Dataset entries
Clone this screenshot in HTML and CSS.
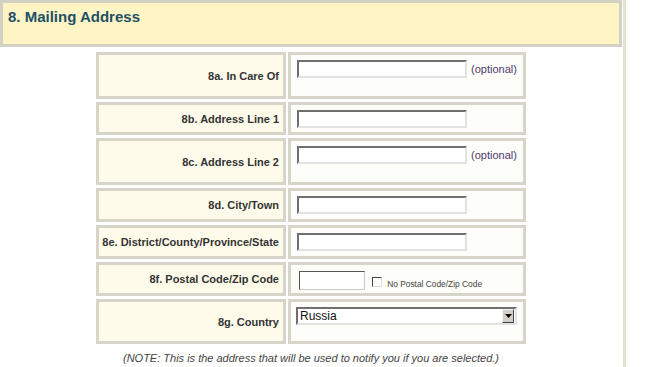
FILE: index.html
```html
<!DOCTYPE html>
<html lang="en">
<head>
    <meta charset="UTF-8">
    <title>Mailing Address</title>
    <link rel="stylesheet" href="styles.css">
</head>
<body>
    <div class="page">
        <div class="section-head">8. Mailing Address</div>

        <table class="form-table">
            <tr class="tall">
                <td class="label">8a. In Care Of</td>
                <td class="value">
                    <span class="field"></span>
                    <span class="optional">(optional)</span>
                </td>
            </tr>
            <tr class="short first">
                <td class="label">8b. Address Line 1</td>
                <td class="value"><span class="field"></span></td>
            </tr>
            <tr class="tall">
                <td class="label">8c. Address Line 2</td>
                <td class="value">
                    <span class="field"></span>
                    <span class="optional">(optional)</span>
                </td>
            </tr>
            <tr class="short">
                <td class="label">8d. City/Town</td>
                <td class="value"><span class="field"></span></td>
            </tr>
            <tr class="short">
                <td class="label">8e. District/County/Province/State</td>
                <td class="value"><span class="field"></span></td>
            </tr>
            <tr class="short">
                <td class="label">8f. Postal Code/Zip Code</td>
                <td class="value postal">
                    <span class="field zip"></span>
                    <span class="check"></span>
                    <span class="check-text">No Postal Code/Zip Code</span>
                </td>
            </tr>
            <tr class="country">
                <td class="label">8g. Country</td>
                <td class="value">
                    <div class="select">
                        <span class="select-text">Russia</span>
                        <span class="select-btn">
                            <svg width="7" height="4" viewBox="0 0 7 4"><path d="M0 0h7L3.5 4z" fill="#000"/></svg>
                        </span>
                    </div>
                </td>
            </tr>
        </table>

        <p class="note">(NOTE: This is the address that will be used to notify you if you are selected.)</p>
    </div>
</body>
</html>
```

FILE: styles.css
```css
body {
    margin: 0;
    font-family: "Liberation Sans", Arial, sans-serif;
    background-color: #fff;
}

.page {
    width: 622px;
    min-height: 367px;
    padding-right: 1px;
    border-right: 3px solid #e3e1d4;
}

.section-head {
    height: 47px;
    box-sizing: border-box;
    padding: 5px 0 0 5px;
    border: 3px solid #d3d1c4;
    background-color: #fff5c4;
    color: #1e4f68;
    font-size: 15px;
    font-weight: bold;
}

.form-table {
    margin: 2px auto 0;
    border-spacing: 2px 3px;
    font-size: 11px;
}

.form-table td {
    border: 3px solid #d7d5ca;
    padding: 0;
}

.form-table tr.tall { height: 47px; }
.form-table tr.short { height: 34px; }
.form-table tr.first { height: 33px; }
.form-table tr.country { height: 45px; }

.label {
    width: 180px;
    padding: 0 4px 0 0 !important;
    background-color: #fffbea;
    color: #333;
    font-weight: bold;
    text-align: right;
    vertical-align: middle;
}

.value {
    width: 226px;
    padding: 5px 0 0 6px !important;
    background-color: #fdfdf9;
    vertical-align: top;
}

.field {
    display: inline-block;
    vertical-align: top;
    width: 170px;
    height: 18px;
    box-sizing: border-box;
    border: 2px solid;
    border-color: #6f6f6f #e2e2e2 #e2e2e2 #6f6f6f;
    background-color: #fff;
}

.optional {
    display: inline-block;
    margin: 3px 0 0 1px;
    color: #4d3a6e;
    font-size: 11px;
}

.postal .field.zip {
    width: 66px;
    height: 19px;
    margin: 1px 0 0 2px;
    border-width: 1px;
    border-color: #555 #c8c8c8 #c8c8c8 #555;
}

.check {
    display: inline-block;
    vertical-align: top;
    width: 10px;
    height: 10px;
    box-sizing: border-box;
    margin: 7px 0 0 4px;
    border: 1px solid;
    border-color: #444 #ddd #ddd #444;
    background-color: #fff;
}

.check-text {
    display: inline-block;
    vertical-align: top;
    margin: 9px 0 0 2px;
    font-size: 8.4px;
    color: #444;
}

.select {
    display: flex;
    align-items: center;
    width: 221px;
    height: 18px;
    box-sizing: border-box;
    margin-left: -1px;
    border: 2px solid;
    border-color: #6f6f6f #e2e2e2 #e2e2e2 #6f6f6f;
    background-color: #fff;
}

.select-text {
    flex: 1;
    padding-left: 2px;
    font-size: 12px;
    color: #111;
}

.select-btn {
    display: flex;
    align-items: center;
    justify-content: center;
    width: 10px;
    height: 12px;
    margin-right: 1px;
    border: 1px solid;
    border-color: #f4f4f4 #404040 #404040 #f4f4f4;
    background-color: #d4d0c8;
}

.note {
    margin: 5px 0 0;
    text-align: center;
    font-size: 11px;
    font-style: italic;
    color: #444;
}
```
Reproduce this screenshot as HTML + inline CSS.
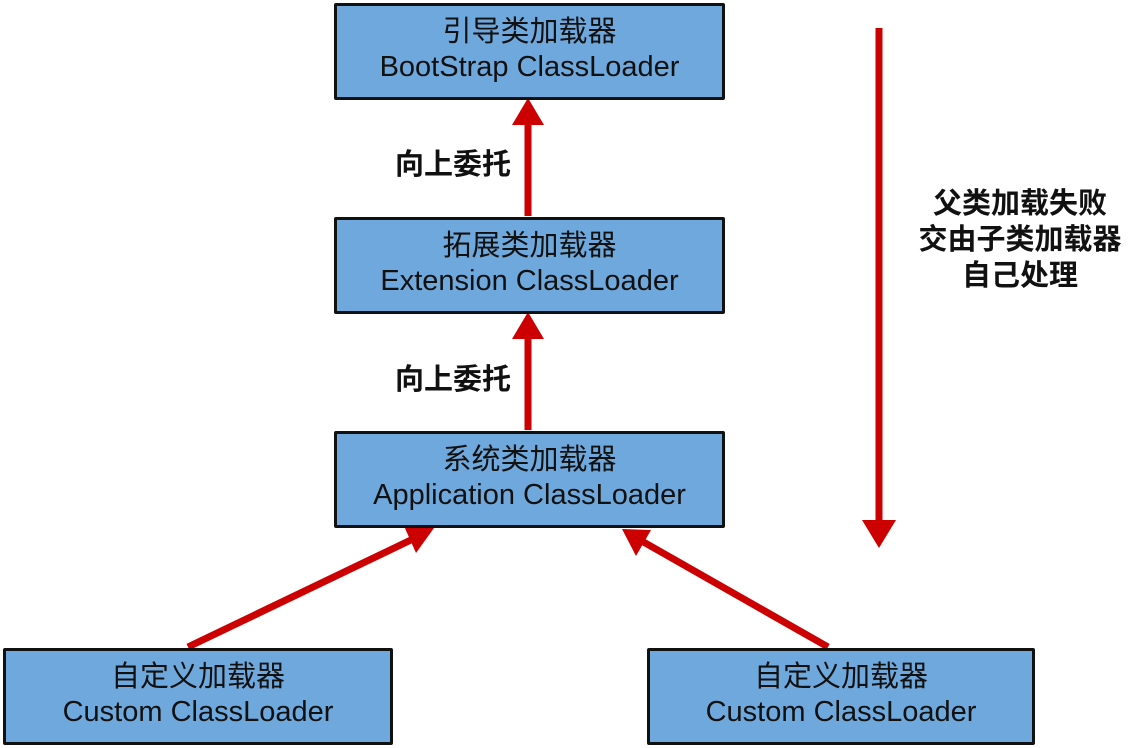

> [Brief]: Copy out the whole listing exactly, and don't carry over any pictures.

> [Response]:
Clone this screenshot in HTML and CSS.
FILE: index.html
```html
<!DOCTYPE html>
<html lang="en">
<head>
    <meta charset="UTF-8">
    <title>Mailing Address</title>
    <link rel="stylesheet" href="styles.css">
</head>
<body>
    <div class="page">
        <div class="section-head">8. Mailing Address</div>

        <table class="form-table">
            <tr class="tall">
                <td class="label">8a. In Care Of</td>
                <td class="value">
                    <span class="field"></span>
                    <span class="optional">(optional)</span>
                </td>
            </tr>
            <tr class="short first">
                <td class="label">8b. Address Line 1</td>
                <td class="value"><span class="field"></span></td>
            </tr>
            <tr class="tall">
                <td class="label">8c. Address Line 2</td>
                <td class="value">
                    <span class="field"></span>
                    <span class="optional">(optional)</span>
                </td>
            </tr>
            <tr class="short">
                <td class="label">8d. City/Town</td>
                <td class="value"><span class="field"></span></td>
            </tr>
            <tr class="short">
                <td class="label">8e. District/County/Province/State</td>
                <td class="value"><span class="field"></span></td>
            </tr>
            <tr class="short">
                <td class="label">8f. Postal Code/Zip Code</td>
                <td class="value postal">
                    <span class="field zip"></span>
                    <span class="check"></span>
                    <span class="check-text">No Postal Code/Zip Code</span>
                </td>
            </tr>
            <tr class="country">
                <td class="label">8g. Country</td>
                <td class="value">
                    <div class="select">
                        <span class="select-text">Russia</span>
                        <span class="select-btn">
                            <svg width="7" height="4" viewBox="0 0 7 4"><path d="M0 0h7L3.5 4z" fill="#000"/></svg>
                        </span>
                    </div>
                </td>
            </tr>
        </table>

        <p class="note">(NOTE: This is the address that will be used to notify you if you are selected.)</p>
    </div>
</body>
</html>
```

FILE: styles.css
```css
body {
    margin: 0;
    font-family: "Liberation Sans", Arial, sans-serif;
    background-color: #fff;
}

.page {
    width: 622px;
    min-height: 367px;
    padding-right: 1px;
    border-right: 3px solid #e3e1d4;
}

.section-head {
    height: 47px;
    box-sizing: border-box;
    padding: 5px 0 0 5px;
    border: 3px solid #d3d1c4;
    background-color: #fff5c4;
    color: #1e4f68;
    font-size: 15px;
    font-weight: bold;
}

.form-table {
    margin: 2px auto 0;
    border-spacing: 2px 3px;
    font-size: 11px;
}

.form-table td {
    border: 3px solid #d7d5ca;
    padding: 0;
}

.form-table tr.tall { height: 47px; }
.form-table tr.short { height: 34px; }
.form-table tr.first { height: 33px; }
.form-table tr.country { height: 45px; }

.label {
    width: 180px;
    padding: 0 4px 0 0 !important;
    background-color: #fffbea;
    color: #333;
    font-weight: bold;
    text-align: right;
    vertical-align: middle;
}

.value {
    width: 226px;
    padding: 5px 0 0 6px !important;
    background-color: #fdfdf9;
    vertical-align: top;
}

.field {
    display: inline-block;
    vertical-align: top;
    width: 170px;
    height: 18px;
    box-sizing: border-box;
    border: 2px solid;
    border-color: #6f6f6f #e2e2e2 #e2e2e2 #6f6f6f;
    background-color: #fff;
}

.optional {
    display: inline-block;
    margin: 3px 0 0 1px;
    color: #4d3a6e;
    font-size: 11px;
}

.postal .field.zip {
    width: 66px;
    height: 19px;
    margin: 1px 0 0 2px;
    border-width: 1px;
    border-color: #555 #c8c8c8 #c8c8c8 #555;
}

.check {
    display: inline-block;
    vertical-align: top;
    width: 10px;
    height: 10px;
    box-sizing: border-box;
    margin: 7px 0 0 4px;
    border: 1px solid;
    border-color: #444 #ddd #ddd #444;
    background-color: #fff;
}

.check-text {
    display: inline-block;
    vertical-align: top;
    margin: 9px 0 0 2px;
    font-size: 8.4px;
    color: #444;
}

.select {
    display: flex;
    align-items: center;
    width: 221px;
    height: 18px;
    box-sizing: border-box;
    margin-left: -1px;
    border: 2px solid;
    border-color: #6f6f6f #e2e2e2 #e2e2e2 #6f6f6f;
    background-color: #fff;
}

.select-text {
    flex: 1;
    padding-left: 2px;
    font-size: 12px;
    color: #111;
}

.select-btn {
    display: flex;
    align-items: center;
    justify-content: center;
    width: 10px;
    height: 12px;
    margin-right: 1px;
    border: 1px solid;
    border-color: #f4f4f4 #404040 #404040 #f4f4f4;
    background-color: #d4d0c8;
}

.note {
    margin: 5px 0 0;
    text-align: center;
    font-size: 11px;
    font-style: italic;
    color: #444;
}
```
Reproduce this screenshot as HTML + inline CSS.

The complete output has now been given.